Rajan, top bankers exchange barbs over interest rates

Tuesday, Apr 7, 2015,22:24 IST By metro vaartha A A A

Mumbai | In a virtual war of words, RBI Governor Raghuram Rajan today said it is nonsense to assume cost of funds has not fallen for lenders, drawing sharp retort from top bankers with SBI chief Arundhati Bhattacharya saying in India things work differently from international banks.
Within hours, the state-run lender however announced a small cut of 0.15 percentage point in its base lending rate– the first by a major bank in many months. Severely critical of banks not passing interest rate cut to borrowers, Rajan said the liquidity position was strong and there was no reason for banks not to cut lending rates.
I do not see an environment where credit growth is tepid, banks are sitting on money and their marginal cost of funding (has) fallen, the notion that it hasn’t fallen is nonsense, it has fallen, Rajan said. Rajan, who has announced two rate cuts so far this year without any major bank passing on the same to borrowers, said that sooner the banks cut rate the better it would be for the economy and hoped market dynamics will force lenders to lower rates.
Top bankers were, however, unanimous in rejecting Rajan’s suggestions that the situation was ripe for a rate cut and said it takes a lot more than repo rate reductions by the central bank for banks to cut their base rates. In a sharp reaction Bhattacharya said: In India things work differently from the international banks. We are very deposit based. If you look at SBI, we have just 1 per cent market borrowing and the rest is basically long term bonds or deposits and deposits are the lion share of it. So, it is based on long term deposits.
Rajan, who earlier served as chief economist at IMF and has been Professor of finance at Chicago University, said: We are not looking for a specific number (on the bank rate cuts) and saying unless this happens, nothing more will happen. But we want to facilitate the process of transmission. Bhattacharya said in the absence of social security net in India, the banking system has been working as a proxy for the social security net with people putting their savings in banks and planning their future based on banks interest rates.
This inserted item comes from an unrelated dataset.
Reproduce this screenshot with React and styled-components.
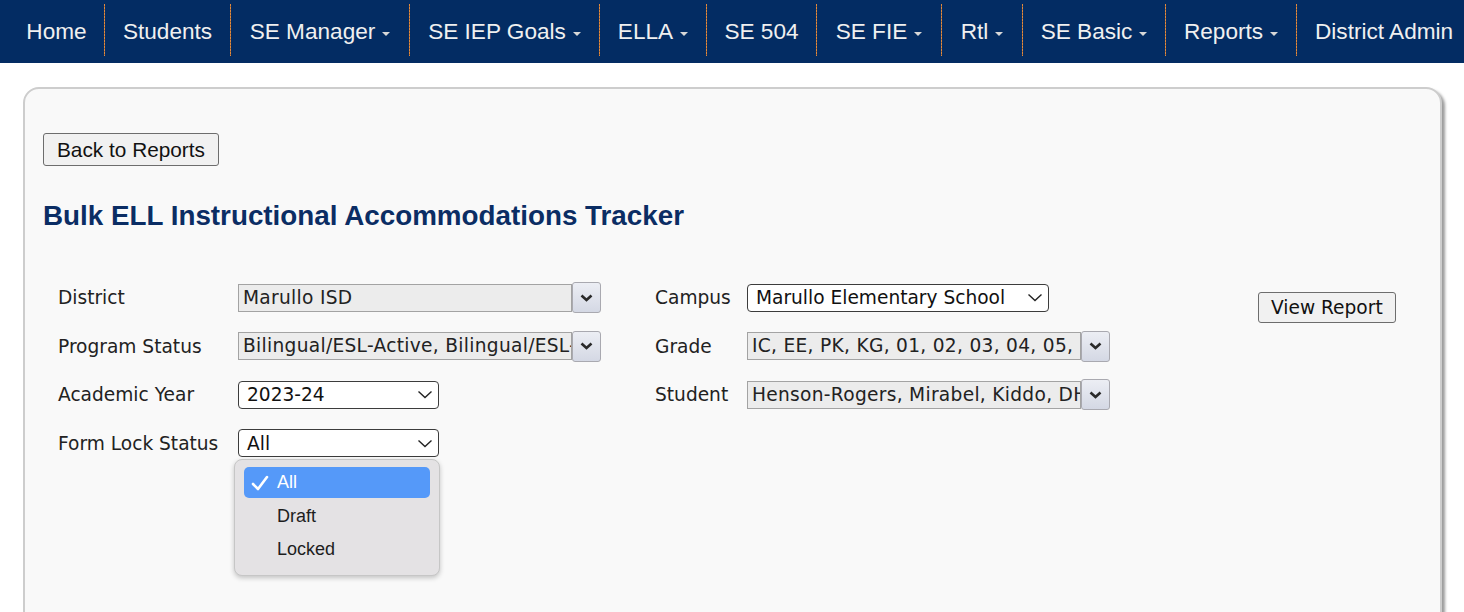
import React from "react";
import styled, { createGlobalStyle } from "styled-components";

const GlobalStyle = createGlobalStyle`
  body {
    margin: 0;
    background: #ffffff;
    font-family: "Liberation Sans", Arial, sans-serif;
  }
`;

const NavBar = styled.nav`
  display: flex;
  align-items: center;
  height: 63px;
  padding-left: 9px;
  background-color: #032c63;
  overflow: hidden;
`;

const NavItem = styled.div`
  display: flex;
  flex: none;
  align-items: center;
  justify-content: center;
  gap: 7px;
  width: ${(p) => (p.width ? `${p.width}px` : "auto")};
  padding: ${(p) => (p.width ? "0" : "0 18px")};
  color: #f0f0f0;
  font-size: 22.6px;
  white-space: nowrap;
`;

const Caret = styled.span`
  width: 0;
  height: 0;
  margin-top: 5px;
  border-left: 4px solid transparent;
  border-right: 4px solid transparent;
  border-top: 4px solid #d8d8d8;
`;

const Separator = styled.span`
  align-self: flex-start;
  flex: none;
  margin-top: 4px;
  width: 1px;
  height: 52px;
  background: repeating-linear-gradient(
    to bottom,
    #e0893d 0,
    #e0893d 2px,
    #9c6238 2px,
    #9c6238 3px
  );
`;

const Panel = styled.div`
  margin: 24px 22px 0 23px;
  min-height: 560px;
  padding: 44px 18px 0;
  background-color: #f9f9f9;
  border: 2px solid #cdcdcd;
  border-radius: 16px;
  box-shadow: 3px 3px 3px #9c9c9c;
`;

const BackButton = styled.button`
  height: 33px;
  padding: 0 13px;
  font-family: "Liberation Sans", Arial, sans-serif;
  font-size: 20.8px;
  color: #111;
  background-color: #f1f1f1;
  border: 1px solid #6d6d6d;
  border-radius: 3px;
`;

const Title = styled.h1`
  margin: 34px 0 0;
  line-height: 32px;
  font-size: 27.8px;
  font-weight: bold;
  color: #0b2d64;
`;

const Form = styled.div`
  display: flex;
  align-items: flex-start;
  margin-top: 50px;
  padding-left: 15px;
`;

const FieldGrid = styled.div`
  display: grid;
  grid-template-columns: ${(p) => p.labelWidth}px 363px;
  grid-auto-rows: 31px;
  row-gap: 17.5px;
  align-items: center;
  margin-right: ${(p) => p.gapRight}px;
`;

const Label = styled.span`
  font-family: "DejaVu Sans", Verdana, sans-serif;
  font-size: 18.6px;
  color: #222;
  white-space: nowrap;
`;

const Control = styled.div`
  position: relative;
  display: flex;
  align-items: center;
`;

const MultiBox = styled.div`
  width: ${(p) => p.width}px;
  height: 28px;
  box-sizing: border-box;
  padding: 0 4px;
  line-height: 26px;
  font-family: "DejaVu Sans", Verdana, sans-serif;
  font-size: 18.6px;
  letter-spacing: 0.3px;
  color: #222;
  background-color: #ececec;
  border: 1px solid #a3a3a3;
  white-space: nowrap;
  overflow: hidden;
`;

const MultiButton = styled.div`
  display: flex;
  align-items: center;
  justify-content: center;
  width: 29px;
  height: 31px;
  box-sizing: border-box;
  background: linear-gradient(#eceef4, #d4d8e4);
  border: 1px solid #a9a9b0;
  border-radius: 3px;
`;

const Select = styled.div`
  display: flex;
  align-items: center;
  justify-content: space-between;
  width: ${(p) => p.width}px;
  height: 28px;
  box-sizing: border-box;
  padding: 0 5px 0 8px;
  font-family: "DejaVu Sans", Verdana, sans-serif;
  font-size: 18.6px;
  color: #111;
  background-color: #ffffff;
  border: 1px solid #3c3c3c;
  border-radius: 4px;
  white-space: nowrap;
`;

const ViewButton = styled.button`
  margin-top: 10px;
  height: 31px;
  padding: 0 12px;
  font-family: "DejaVu Sans", Verdana, sans-serif;
  font-size: 18.6px;
  color: #111;
  background-color: #f1f1f1;
  border: 1px solid #6d6d6d;
  border-radius: 3px;
`;

const Menu = styled.div`
  position: absolute;
  top: 30px;
  left: -4px;
  width: 206px;
  box-sizing: border-box;
  padding: 7px 9px 9px;
  background-color: #e4e2e4;
  border: 1px solid #c6c6c6;
  border-radius: 8px;
  box-shadow: 0 2px 5px rgba(0, 0, 0, 0.22);
  z-index: 2;
`;

const MenuItem = styled.div`
  display: flex;
  align-items: center;
  height: ${(p) => (p.selected ? 31 : 33)}px;
  margin-bottom: ${(p) => (p.selected ? 2 : 0)}px;
  padding-left: 33px;
  position: relative;
  font-family: "Liberation Sans", Arial, sans-serif;
  font-size: 18px;
  color: ${(p) => (p.selected ? "#ffffff" : "#1d1d1d")};
  background-color: ${(p) => (p.selected ? "#5599f9" : "transparent")};
  border-radius: 5px;
`;

const Check = styled.svg`
  position: absolute;
  left: 7px;
  top: 8px;
`;

const Chevron = () => (
  <svg width="13" height="8" viewBox="0 0 13 8">
    <path d="M1.5 1.5 L6.5 6 L11.5 1.5" fill="none" stroke="#2a2a2a" strokeWidth="2.6" />
  </svg>
);

const ThinChevron = () => (
  <svg width="16" height="9" viewBox="0 0 16 9">
    <path d="M1.5 1.5 L8 7.5 L14.5 1.5" fill="none" stroke="#222" strokeWidth="1.4" />
  </svg>
);

// name, has dropdown caret, cell width
const navItems = [
  ["Home", false, 95],
  ["Students", false, 125],
  ["SE Manager", true, 178],
  ["SE IEP Goals", true, 189],
  ["ELLA", true, 106],
  ["SE 504", false, 109],
  ["SE FIE", true, 124],
  ["Rtl", true, 80],
  ["SE Basic", true, 142],
  ["Reports", true, 130],
  ["District Admin", false, 0],
];

function MultiSelect({ value, width }) {
  return (
    <Control>
      <MultiBox width={width}>{value}</MultiBox>
      <MultiButton>
        <Chevron />
      </MultiButton>
    </Control>
  );
}

export default function App() {
  return (
    <>
      <GlobalStyle />
      <NavBar>
        {navItems.map(([name, caret, width], i) => (
          <React.Fragment key={name}>
            {i > 0 && <Separator />}
            <NavItem width={width}>
              {name}
              {caret && <Caret />}
            </NavItem>
          </React.Fragment>
        ))}
      </NavBar>

      <Panel>
        <BackButton>Back to Reports</BackButton>
        <Title>Bulk ELL Instructional Accommodations Tracker</Title>

        <Form>
          <FieldGrid labelWidth={180} gapRight={54}>
            <Label>District</Label>
            <MultiSelect width={334} value="Marullo ISD" />

            <Label>Program Status</Label>
            <MultiSelect width={334} value="Bilingual/ESL-Active, Bilingual/ESL-Exited" />

            <Label>Academic Year</Label>
            <Control>
              <Select width={201}>
                2023-24
                <ThinChevron />
              </Select>
            </Control>

            <Label>Form Lock Status</Label>
            <Control>
              <Select width={201}>
                All
                <ThinChevron />
              </Select>
              <Menu>
                <MenuItem selected>
                  <Check width="18" height="16" viewBox="0 0 18 16">
                    <path d="M2 9 L7 14 L16 2" fill="none" stroke="#ffffff" strokeWidth="2.6" strokeLinecap="round" strokeLinejoin="round" />
                  </Check>
                  All
                </MenuItem>
                <MenuItem>Draft</MenuItem>
                <MenuItem>Locked</MenuItem>
              </Menu>
            </Control>
          </FieldGrid>

          <FieldGrid labelWidth={92} gapRight={148}>
            <Label>Campus</Label>
            <Control>
              <Select width={302}>
                Marullo Elementary School
                <ThinChevron />
              </Select>
            </Control>

            <Label>Grade</Label>
            <MultiSelect width={335} value="IC, EE, PK, KG, 01, 02, 03, 04, 05, 06, 07" />

            <Label>Student</Label>
            <MultiSelect width={335} value="Henson-Rogers, Mirabel, Kiddo, DHS" />
          </FieldGrid>

          <ViewButton>View Report</ViewButton>
        </Form>
      </Panel>
    </>
  );
}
After leaving the CRR unchanged in the policy, Rajan dismissed the very demand for a reduction in the same made by SBI prior to the policy, as irrelevant. He said there is no co-relation between lower CRR and cheaper loans. I don’t understand why the market has got so enthused about a cut in the cash reserve ratio. It is irrelevant at this point, as far as the lending rates go, Rajan said State Bank of India was at the forefront of pressing for a cut in the CRR ahead of the policy announcement, saying it can reduce cost of fund which in turn will help the bank pass on the benefits to borrowers.
ICICI Bank MD and CEO Chanda Kochchar said it not just the repo rate change that determines the base rate change, it depends on cost of funds, deposit mix, liquidity situation and also on credit off take. The marginal cost of funds (as an input into base rate) is not a done deal. We have to understand that we are fixed on the liability side, in the sense we take deposits at a particular cost and therefore to re-price the entire asset base on the basis on marginal costing itself has to have a very long transition period and cannot happen tomorrow, Bhattacharya said.
This means when the rates go down, the depositors will start getting much less and when it goes up borrowers will have to pay much more. So, we have to see how we can balance that, she added. Indian Banks’ Association chief T M Bhasin said: We shared the reasons with the Governor cost of funds were not coming down due to weak pricing of deposits and also the CASA being converted into term deposits at a faster pace by depositors. So, RBI has now stated that we could look at the possibility of marginal cost of deposits and this also has some concerns, he added.
This is detrimental to both depositors and borrowers when the marginal cost of deposits goes up, it is detrimental to borrowers and when it comes down it is detrimental to depositors. So, each has has to work out the statistics and thereafter comment on this, he said.  HDFC Bank’s Aditya Puri said base rate cut is a function of the deposit cost.
If the deposit cost goes down, then there will be a base rate cut. If it doesn’t there won’t be any base rate cut. However, we feel between now and June, there should be repricing of cost and that will lead to a lower cost of funds for borrowers, he said.